Il libro Se prima eravamo in due è pieno di cose su cui non eravate d’accordo.

«Mia moglie avrebbe voluto partorire in casa, senza assistenza. Solo noi due. Mi sono rifiutato. In compenso ho ceduto sul consultare per nove mesi quattro ginecologi contemporaneamente».

Ma è vero che Claudia le ha domandato di contattare la star americana Jessica Alba per chiederle un consiglio su alcuni pannolini super bio?

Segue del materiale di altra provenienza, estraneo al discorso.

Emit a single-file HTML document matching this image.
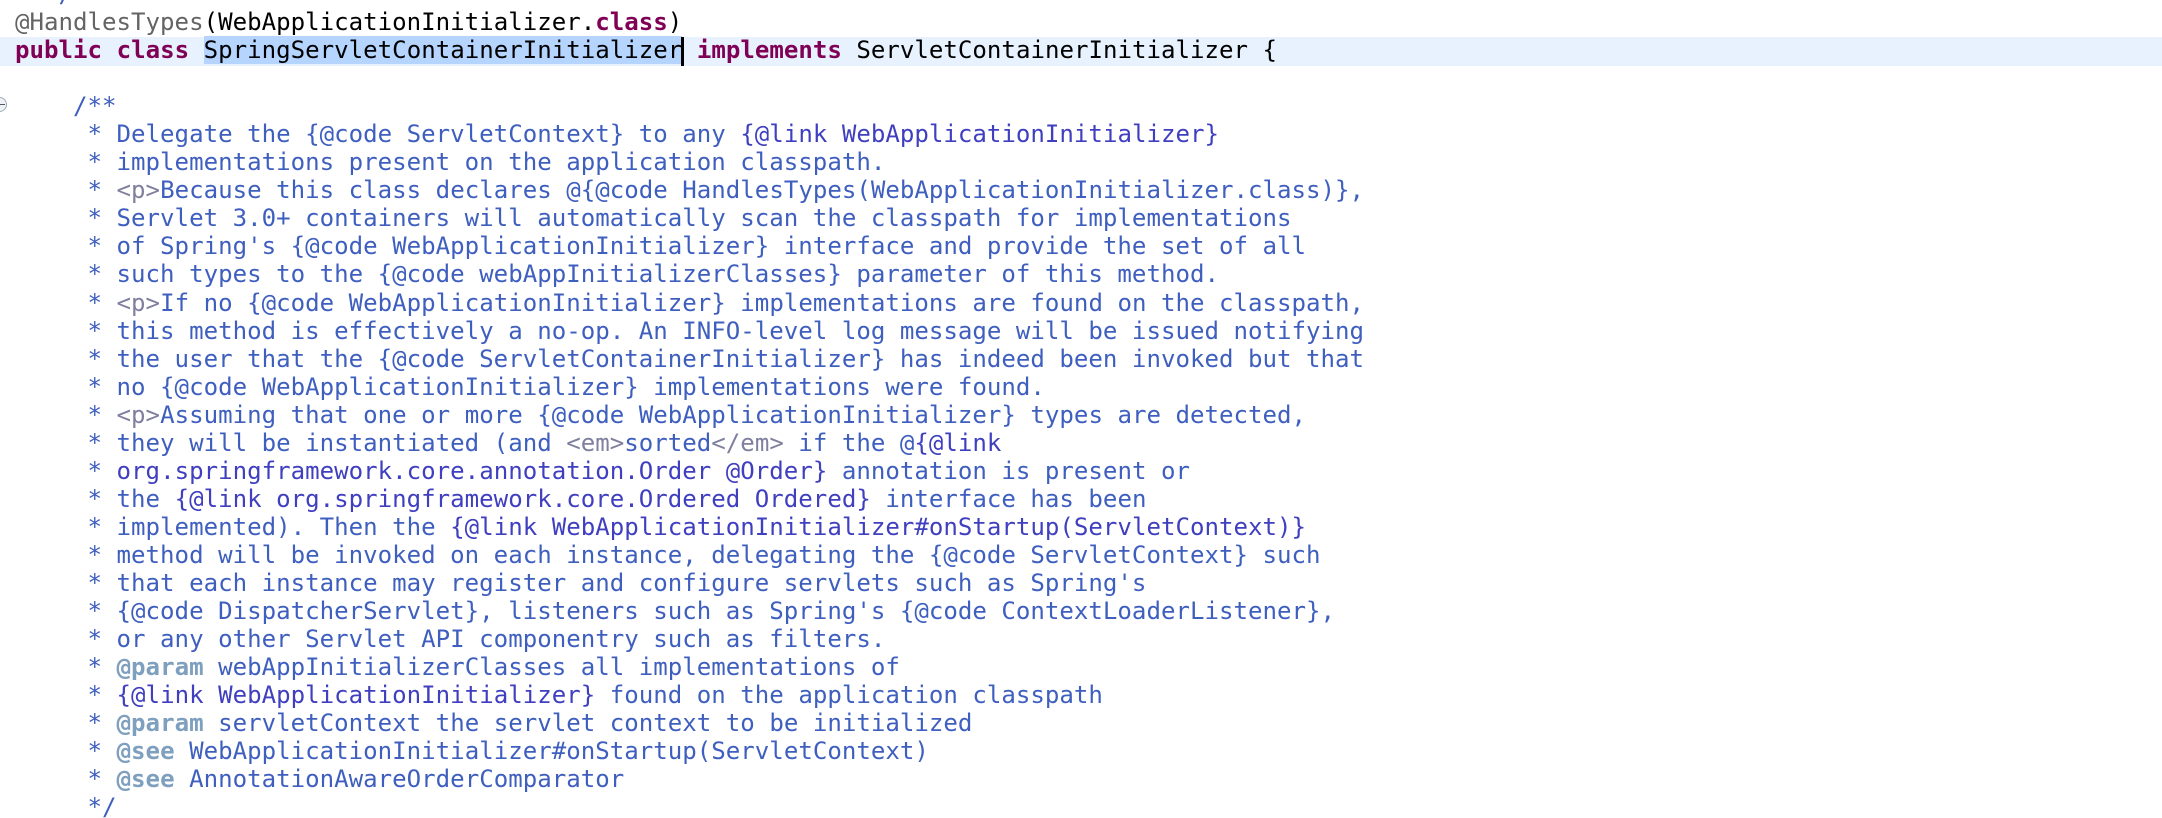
<!DOCTYPE html>
<html><head><meta charset="utf-8"><style>
html,body{margin:0;padding:0;background:#fff;width:2162px;height:818px;overflow:hidden;position:relative}
.code{position:absolute;left:15px;top:-20px;font-family:"DejaVu Sans Mono","Liberation Mono",monospace;font-size:24.1px;line-height:28.05px;white-space:pre;color:#000}
.l{height:28.05px}
.c{color:#3f5fbf}
.lk{color:#3f3fbf}
.t{color:#7f7f9f}
.p{color:#7f9fbf;font-weight:bold}
.k{color:#7f0055;font-weight:bold}
.a{color:#646464}
.band{position:absolute;left:0;top:37px;width:2162px;height:29px;background:#e8f2fe}
.sel{background:#b5d5ff}
.cur{position:absolute;left:681px;top:37px;width:3px;height:29px;background:#000}
.fold{position:absolute;left:-8px;top:97px;width:15px;height:15px;border-radius:50%;border:1.5px solid #9aa8b8;background:#eef2f6;box-sizing:border-box}
.fold:after{content:"";position:absolute;left:6px;top:5.5px;width:6px;height:1.5px;background:#556}
</style></head><body>
<div class="band"></div>
<div class="fold"></div>
<div class="code"><div class="l c">  */</div><div class="l"><span class="a">@HandlesTypes</span>(WebApplicationInitializer.<span class="k">class</span>)</div><div class="l"><span class="k">public</span> <span class="k">class</span> <span class="sel">SpringServletContainerInitializer</span> <span class="k">implements</span> ServletContainerInitializer {</div><div class="l"> </div><div class="l c">    /**</div><div class="l c">     * Delegate the {@code ServletContext} to any <span class="lk">{@link WebApplicationInitializer}</span></div><div class="l c">     * implementations present on the application classpath.</div><div class="l c">     * <span class="t">&lt;p&gt;</span>Because this class declares @{@code HandlesTypes(WebApplicationInitializer.class)},</div><div class="l c">     * Servlet 3.0+ containers will automatically scan the classpath for implementations</div><div class="l c">     * of Spring's {@code WebApplicationInitializer} interface and provide the set of all</div><div class="l c">     * such types to the {@code webAppInitializerClasses} parameter of this method.</div><div class="l c">     * <span class="t">&lt;p&gt;</span>If no {@code WebApplicationInitializer} implementations are found on the classpath,</div><div class="l c">     * this method is effectively a no-op. An INFO-level log message will be issued notifying</div><div class="l c">     * the user that the {@code ServletContainerInitializer} has indeed been invoked but that</div><div class="l c">     * no {@code WebApplicationInitializer} implementations were found.</div><div class="l c">     * <span class="t">&lt;p&gt;</span>Assuming that one or more {@code WebApplicationInitializer} types are detected,</div><div class="l c">     * they will be instantiated (and <span class="t">&lt;em&gt;</span>sorted<span class="t">&lt;/em&gt;</span> if the @<span class="lk">{@link</span></div><div class="l c">     * <span class="lk">org.springframework.core.annotation.Order @Order}</span> annotation is present or</div><div class="l c">     * the <span class="lk">{@link org.springframework.core.Ordered Ordered}</span> interface has been</div><div class="l c">     * implemented). Then the <span class="lk">{@link WebApplicationInitializer#onStartup(ServletContext)}</span></div><div class="l c">     * method will be invoked on each instance, delegating the {@code ServletContext} such</div><div class="l c">     * that each instance may register and configure servlets such as Spring's</div><div class="l c">     * {@code DispatcherServlet}, listeners such as Spring's {@code ContextLoaderListener},</div><div class="l c">     * or any other Servlet API componentry such as filters.</div><div class="l c">     * <span class="p">@param</span> webAppInitializerClasses all implementations of</div><div class="l c">     * <span class="lk">{@link WebApplicationInitializer}</span> found on the application classpath</div><div class="l c">     * <span class="p">@param</span> servletContext the servlet context to be initialized</div><div class="l c">     * <span class="p">@see</span> WebApplicationInitializer#onStartup(ServletContext)</div><div class="l c">     * <span class="p">@see</span> AnnotationAwareOrderComparator</div><div class="l c">     */</div></div>
<div class="cur"></div>
</body></html>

«Sì. Le ho spiegato che chiamare Paolo Sorrentino per fargli contattare Jude Law per ottenere il cellulare di Jessica Alba per informarsi sui pannolini che produce… era davvero eccessivo. Ho resistito anche sull’alimentazione. Ho studiato. Abbiamo patteggiato: ci sono alcune sostanze nutritive a cui un adulto può rinunciare ma un bambino no. Penelope mangia il pesce. E quando succede ne approfitto e lo mangio pure io».

In passato ha raccontato che in casa sua anche Matteo Renzi è stato costretto a ingollare indigeribili papponi vegani. Lei è ancora renziano?

«Certo. Ci sentiamo e ci vediamo. Mi continua a convincere la pulizia di fondo di Matteo. Paga il mutuo. Non si vuole arricchire con la politica».

È un argomento un po’ grillino. Va bene il leader onesto, ma poi bisogna saper governare.

«Già. Per capire se un politico sa governare bisogna metterlo alla prova. Lei avrebbe mai immaginato che Virginia Raggi non avrebbe cambiato Roma e che anzi l’avrebbe peggiorata?».